• What Is the Emissions Gap?

Air Monitoring

What Is the Emissions Gap?

Nov 22 2017

Two years ago, 195 countries from all over the world agreed to limit global warming to a maximum of 2°C (and preferably less than 1.5°C) from pre-industrial levels at the Paris Climate Summit. Despite this apparent breakthrough, current pledges to curb emissions are not enough to bring about such a limitation.

The discrepancy between these goals and the current measures being implemented by the COP21 signatories is known as the emissions gap. The annual review from the UN has revealed that even if all parties meet their current pledges, that would only go one third of the way to achieving the overall targets.

Not far-reaching enough

Although the Paris agreement did bring exposure to the issue of climate change and boost global action (as has been evidenced by the growing market for continuous emissions monitoring systems [CEMS] in developing countries, for example), it appears that the impetus has slowed of late.

The UN climate report points out that despite the fact that human emissions have stalled for the third year running, concentrations of carbon in our atmosphere are still at an all-time high. What’s more, it also highlighted the fact that even if every country achieves its own self-imposed targets, global temperatures could still rise by as much as 3°C before 2100.

If we are to achieve the limitation of temperature hikes by less than 2°C, we must not emit more than 42 gigatonnes of carbon by 2030. At present, the gap between this figure and the reality is 11 to 13 gigatonnes. If we’re aiming to curb global warming by less than 1.5°C, that gap widens to between 16 and 19 gigatonnes.

Cheap options are available

Signatories of the accord are scheduled to submit updated plans and targets by 2020, and the UN has called for governments, cities and corporations to “up our ambition, or suffer the consequences,” in the words of Dr Edgar E Gutiérrez-Espeleta, Costa Rica’s minister for the environment.

The experts behind the UN report claim that the technology to tackle the problem already exists and that furthermore, it’s cost-effective and achievable. Among other suggestions, the adoption of efficient appliances and passenger cars, preventing deforestation and replacing trees on a larger scale and increased investment in wind and solar power (including projects similar to those at Lufft in Switzerland) could have a drastic impact on our emissions.

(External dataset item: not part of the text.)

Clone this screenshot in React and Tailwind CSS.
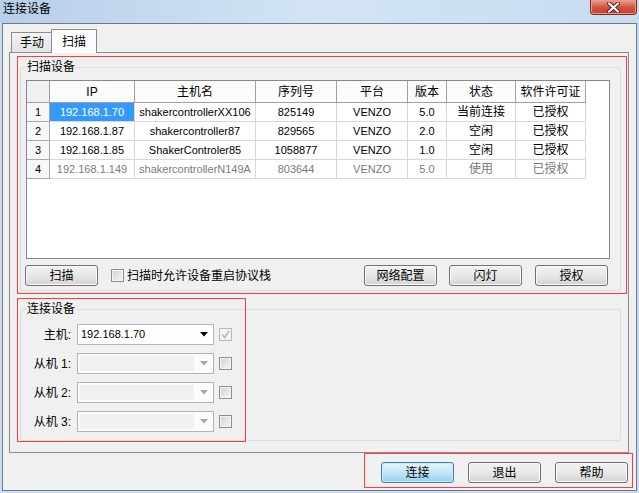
import React from "react"

const font = "font-['Liberation_Sans','Noto_Sans_CJK_SC',sans-serif]"

const rows = [
  ["1", "192.168.1.70", "shakercontrollerXX106", "825149", "VENZO", "5.0", "当前连接", "已授权"],
  ["2", "192.168.1.87", "shakercontroller87", "829565", "VENZO", "2.0", "空闲", "已授权"],
  ["3", "192.168.1.85", "ShakerControler85", "1058877", "VENZO", "1.0", "空闲", "已授权"],
  ["4", "192.168.1.149", "shakercontrollerN149A", "803644", "VENZO", "5.0", "使用", "已授权"],
]

const headers = ["", "IP", "主机名", "序列号", "平台", "版本", "状态", "软件许可证"]

function Btn({ children, primary, className = "" }) {
  return (
    <div
      className={`h-[21px] w-[73px] shrink-0 flex items-center justify-center rounded-[3px] border text-[12px] text-black ${
        primary
          ? "border-[#3c7fb1] bg-linear-to-b from-[#e5f4fc] via-[#c4e5f6] to-[#98d1ef] shadow-[inset_0_0_0_1px_#c7ecfd]"
          : "border-[#707070] bg-linear-to-b from-[#f2f2f2] via-[#e8e8e8] to-[#d3d3d3] shadow-[inset_0_0_0_1px_#fafafa]"
      } ${className}`}
    >
      {children}
    </div>
  )
}

function Check({ checked, disabled }) {
  return (
    <div
      className={`h-[13px] w-[13px] shrink-0 border flex items-center justify-center ${
        disabled ? "border-[#b8b8b8] bg-[#f4f4f4]" : "border-[#8e8f8f] bg-linear-to-br from-[#cfd2d6] to-[#f7f7f7] shadow-[inset_0_0_0_1px_#f4f4f4]"
      }`}
    >
      {checked && (
        <svg width="9" height="9" viewBox="0 0 9 9">
          <path d="M1 4.5 L3.5 7.5 L8 1" fill="none" stroke="#b5b5b5" strokeWidth="1.4" />
        </svg>
      )}
    </div>
  )
}

function Combo({ value, disabled }) {
  return (
    <div
      className={`h-[21px] w-[137px] shrink-0 border flex items-center ${
        disabled ? "border-[#b3b3b3] bg-[#fbfbfb]" : "border-[#abbacb] bg-white"
      }`}
    >
      {disabled ? (
        <div className="ml-[2px] h-[15px] w-[114px] bg-[#f0f0f0]" />
      ) : (
        <span className="pl-[3px] text-[11px] text-black flex-1">{value}</span>
      )}
      <svg className={disabled ? "ml-auto mr-[5px]" : "mr-[5px]"} width="8" height="5" viewBox="0 0 8 5">
        <polygon points="0,0 8,0 4,4.5" fill={disabled ? "#a8a8a8" : "#000"} />
      </svg>
    </div>
  )
}

function Table() {
  return (
    <div className="ml-[5px] mt-[6px] h-[179px] w-[584px] border border-[#828790] bg-white">
      <div className="grid grid-cols-[23px_85px_121px_81px_71px_39px_69px_70px]">
        {headers.map((h, i) => (
          <div
            key={i}
            className={`h-[22px] flex items-center justify-center border-r border-b border-[#a0a0a0] text-[12px] text-black ${
              i === 0 ? "bg-[#f0f0f0]" : "bg-[#fbfbfb]"
            }`}
          >
            {h}
          </div>
        ))}
        {rows.map((r, ri) =>
          r.map((c, ci) => (
            <div
              key={ri + "-" + ci}
              className={`h-[19px] flex items-center justify-center border-r border-b ${ci >= 6 ? "text-[12px]" : "text-[11px]"} ${
                ci === 0 ? "border-[#a8a8a8] bg-[#f7f7f7] text-black" : "border-[#d8d8d8]"
              } ${ri === 0 && ci === 1 ? "bg-[#3399ff] text-white" : ci === 0 ? "" : ri === 3 ? "text-[#7a7a7a]" : "text-black"}`}
            >
              {c}
            </div>
          ))
        )}
      </div>
    </div>
  )
}

export default function App() {
  return (
    <div className={`w-[639px] h-[493px] flex flex-col overflow-hidden bg-[#c8dcf1] ${font}`}>
      {/* title bar */}
      <div className="h-[23px] flex justify-between bg-linear-to-r from-[#b8cfe9] via-[#d3e4f6] to-[#c7dbf1]">
        <span className="pl-[3px] pt-[2px] text-[12px] leading-[14px] text-black">连接设备</span>
        <div className="mr-[2px] h-[15px] w-[47px] flex items-center justify-center rounded-b-[4px] border border-t-0 border-[#7b2b22] bg-linear-to-b from-[#e5a293] via-[#d2563f] to-[#c2412b] shadow-[inset_0_0_0_1px_#eb9a8a]">
          <svg width="13" height="11" viewBox="0 0 13 11">
            <path d="M2 1.5 L11 9.5 M11 1.5 L2 9.5" stroke="#5a1d16" strokeWidth="4" strokeLinecap="round" />
            <path d="M2 1.5 L11 9.5 M11 1.5 L2 9.5" stroke="#ffffff" strokeWidth="2.2" strokeLinecap="round" />
          </svg>
        </div>
      </div>

      {/* client area */}
      <div className="mx-[2px] mb-[2px] h-[468px] border border-[#6f7a86] bg-[#f0f0f0] flex flex-col">
        {/* tabs */}
        <div className="pl-[8px] pt-[5px] flex items-end">
          <div className="h-[20px] w-[42px] flex items-center justify-center border border-b-0 border-[#898c95] bg-linear-to-b from-[#f3f3f3] to-[#e3e3e3] text-[12px]">
            手动
          </div>
          <div className="-ml-[2px] -mb-px relative h-[24px] w-[46px] flex items-center justify-center border border-b-0 border-[#898c95] bg-[#fcfcfc] text-[12px]">
            扫描
          </div>
        </div>

        {/* tab panel */}
        <div className="ml-[6px] h-[401px] w-[620px] border border-[#898c95] bg-[#f0f0f0] flex flex-col">
          {/* scan group */}
          <div className="ml-[7px] mt-[3px] h-[238px] w-[610px] border border-[#ff3b3b]">
            <fieldset className="ml-[2px] mt-[3px] h-[231px] w-[601px] rounded-[3px] border border-[#d5dfe5]">
              <legend className="ml-[5px] px-[1px] text-[12px] leading-[14px] text-black">扫描设备</legend>
              <Table />
              <div className="mt-[6px] flex items-center">
                <Btn className="ml-[4px]">扫描</Btn>
                <div className="ml-[13px] mr-[3px]"><Check /></div>
                <span className="text-[12px] text-black">扫描时允许设备重启协议栈</span>
                <Btn className="ml-auto">网络配置</Btn>
                <Btn className="ml-[12px]">闪灯</Btn>
                <Btn className="ml-[13px] mr-[12px]">授权</Btn>
              </div>
            </fieldset>
          </div>

          {/* connect group */}
          <div className="relative ml-[7px] mt-[4px] w-[610px]">
            <fieldset className="ml-[3px] mt-[4px] h-[139px] w-[601px] rounded-[3px] border border-[#d5dfe5]">
              <legend className="ml-[5px] px-[1px] text-[12px] leading-[14px] text-black">连接设备</legend>
              <div className="mt-[8px] flex flex-col gap-[8px]">
                {[
                  ["主机:", "192.168.1.70", false],
                  ["从机 1:", "", true],
                  ["从机 2:", "", true],
                  ["从机 3:", "", true],
                ].map(([label, val, dis]) => (
                  <div key={label} className="h-[21px] flex items-center">
                    <span className="w-[50px] text-right text-[12px] text-black">{label}</span>
                    <div className="ml-[6px]"><Combo value={val} disabled={dis} /></div>
                    <div className="ml-[5px]"><Check checked={!dis} disabled={!dis} /></div>
                  </div>
                ))}
              </div>
            </fieldset>
            <div className="pointer-events-none absolute left-0 top-0 h-[144px] w-[229px] border border-[#ff3b3b]" />
          </div>
        </div>

        {/* bottom buttons */}
        <div className="ml-auto mr-[3px] h-[35px] w-[269px] border border-[#ff3b3b] pl-[16px] pt-[8px] flex items-start">
          <Btn primary>连接</Btn>
          <Btn className="ml-[14px]">退出</Btn>
          <Btn className="ml-[14px]">帮助</Btn>
        </div>
      </div>
    </div>
  )
}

If these solutions were adopted on a global scale, they could bring down emissions by as much as 22 gigatonnes, meaning they could more achieve than our ambitious targets on their own. The authors also called for coal power plants to be decommissioned almost immediately, with between 80% and 90% of remaining reserves left in the ground. By contrast, just over a third of oil (35%) and roughly half of gas reserves must remain untapped, if we are to achieve those targets.